Having a good overview

It is important to have a good idea of where you are going. The pressures of teaching mean that sometimes you feel inclined to “plan as you go”, but this approach can be risky when it comes to content coverage.

Starting with the required content, map-out what you wish to cover over the period you have. Short-term planning is important for your day-to-day, but having a good idea of the bigger picture is vital too.

Medium-term planning allows you to track and trace weekly progression and a long-term plan means that you can integrate aspects of assessment effectively.

It can be easier to start with the longer term planning and refine the details for each lesson as you begin your short-term planning. A great way to start is to consider the monthly and then the weekly aims and objectives before moving on to the lesson-by-lesson focus.

Another factor to consider is subject knowledge – your ECT year will be the hardest in terms of the breadth and width of new content, but time put in now should save you hours in future years when you return to teach this content to new cohorts.

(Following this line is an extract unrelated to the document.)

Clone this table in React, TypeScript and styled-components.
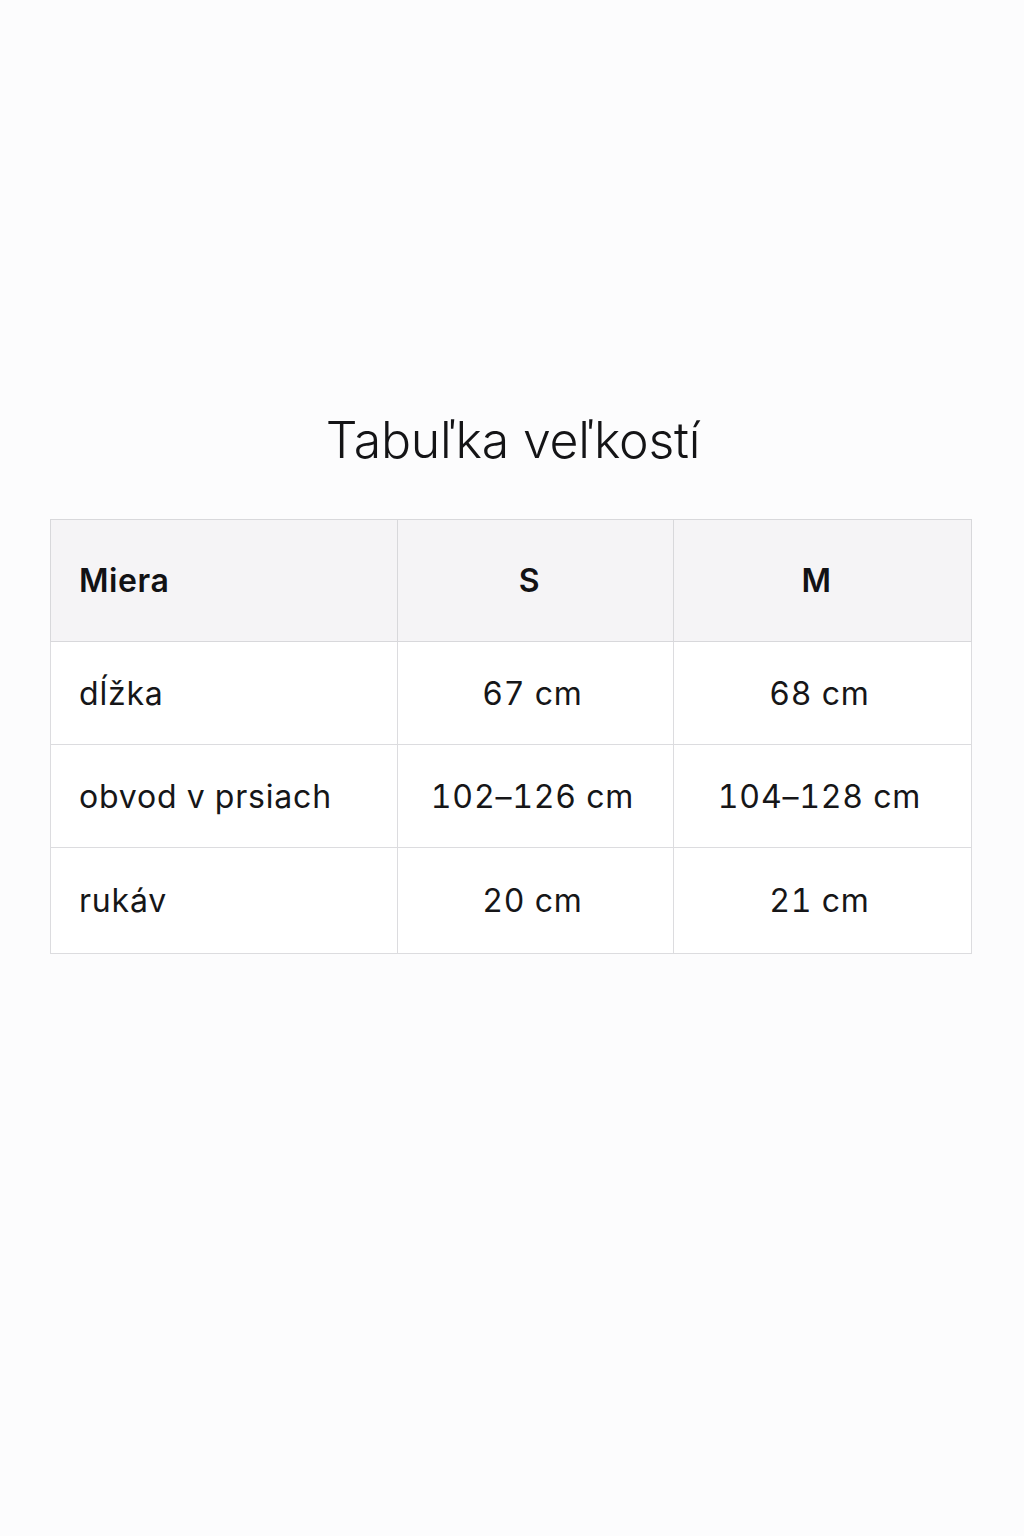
import styled, { createGlobalStyle } from 'styled-components';

const GlobalStyle = createGlobalStyle`
  html, body {
    margin: 0;
    padding: 0;
    background: #fcfcfd;
  }
  body {
    font-family: Inter, 'Open Sans', sans-serif;
    color: #161618;
  }
`;

const rows = [
  { label: 'dĺžka', s: '67 cm', m: '68 cm' },
  { label: 'obvod v prsiach', s: '102–126 cm', m: '104–128 cm' },
  { label: 'rukáv', s: '20 cm', m: '21 cm' },
];

const App: React.FC = () => {
  return (
    <Page>
      <GlobalStyle />
      <Title>Tabuľka veľkostí</Title>
      <Table>
        <colgroup>
          <col style={{ width: 347 }} />
          <col style={{ width: 276 }} />
          <col style={{ width: 298 }} />
        </colgroup>
        <thead>
          <tr>
            <Head $align="left">Miera</Head>
            <Head>S</Head>
            <Head>M</Head>
          </tr>
        </thead>
        <tbody>
          {rows.map((row) => (
            <Row key={row.label}>
              <Cell $align="left">{row.label}</Cell>
              <Cell>{row.s}</Cell>
              <Cell>{row.m}</Cell>
            </Row>
          ))}
        </tbody>
      </Table>
    </Page>
  );
};
export default App;

const Page = styled.div`
  width: 1024px;
  height: 1536px;
  box-sizing: border-box;
  padding: 407px 0 0 50px;
  display: flex;
  flex-direction: column;
  align-items: flex-start;
`;

const Title = styled.h1`
  width: 926px;
  margin: 0 0 45px 0;
  text-align: center;
  font-size: 50px;
  font-weight: 300;
  line-height: 67px;
  letter-spacing: -0.2px;
  color: #141416;
`;

const Table = styled.table`
  width: 921px;
  border-collapse: collapse;
  table-layout: fixed;
  background: #ffffff;
`;

const Row = styled.tr`
  &:last-child td {
    height: 106px;
  }
`;

const Head = styled.th<{ $align?: 'left' | 'center' }>`
  height: 122px;
  box-sizing: border-box;
  padding: ${(p) => (p.$align === 'left' ? '0 28px' : '0 34px 0 22px')};
  background: #f5f4f6;
  border: 1px solid #d8d8db;
  text-align: ${(p) => p.$align ?? 'center'};
  font-size: 32px;
  font-weight: 600;
  letter-spacing: 0.6px;
  color: #121214;
`;

const Cell = styled.td<{ $align?: 'left' | 'center' }>`
  height: 103px;
  box-sizing: border-box;
  padding: ${(p) => (p.$align === 'left' ? '0 28px' : '0 28px 0 22px')};
  border: 1px solid #dcdcdf;
  text-align: ${(p) => p.$align ?? 'center'};
  font-size: 32px;
  font-weight: 400;
  letter-spacing: 0.8px;
  font-variant-numeric: tabular-nums;
  color: #161618;
`;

Planning for sustainable progress

New learning needs to be chunked into manageable constituent parts (no secret there hopefully) but these parts need to be managed in an effective sequence that is revisited in a cyclical manner.

Something that took me a while to get my head around when I first started teaching was how memory works (see SecEd, 2022 for a useful overview). I planned for learners to understand and apply a skill and I thought that once covered, the box was ticked.

The famous Ebbinghaus (1885) forgetting curve reminds us that frequently revisited material is much more likely to be recalled effectively by learners. As such it is important to make those small, chunked steps, but it is also important to look back at the footprints – what is known as retrieval practice.

Sustainable progress is underpinned by effective support. Scaffolding and modelling should be mainstays in every lesson. It isn’t about printing off an “example response” and expecting some kind of high-level meta-thinking.

Modelling and scaffolding needs to be integrated into activities that are guided by you as the specialist. Consider how you present different materials to students and how you build habits of learning.

Having a few different go-to activities with similar processes means that you can maximise your time. “I do, we do, you do” is a simplistic approach to modelling that yields incredible results (see SecEd, 2023 for a case study).


Integrating opportunities to check for understanding

In teaching, we are always against the clock in terms of delivery of content. It can feel like the priority is always moving forwards with planning. But it is just as important to look backwards (or sideways at least!).

Planning in time for you to check for understanding means that you remain informed about how your learners are getting on. This doesn’t mean that you need to be marking constantly, quite the opposite.

Plan-in short, sharp opportunities for you to check that what your learners have processed, retained and understood. This may take the form of a short multiple-choice quiz or hinge questions (see SecEd, 2017), it might be through you circulating the classroom (looking for something specific), or it could be writing a well formulated sentence.

No matter what you plan – if it is planned in line with students’ prior learning, you will glean valuable data on the learning taking place in the classroom, the misconceptions arising and areas that you will need to recap or revisit.

Stay realistic when evaluating the success of lessons taught and think about what has been learnt – support this with your checks for understanding so that you aren’t just guessing. This will make adapting your planning much more effective.

And finally, consider whole-class feedback or live marking as part of your time efficient approaches to assessment. See my previous articles on this technique (Riches, 2017 & 2021).



No matter how much you plan, you’ll need to adapt. Adaptation is what makes a teacher exceptional. It is impossible to plan the perfect lesson. There will always be some level of needing to come away from the plan albeit sometimes very slightly.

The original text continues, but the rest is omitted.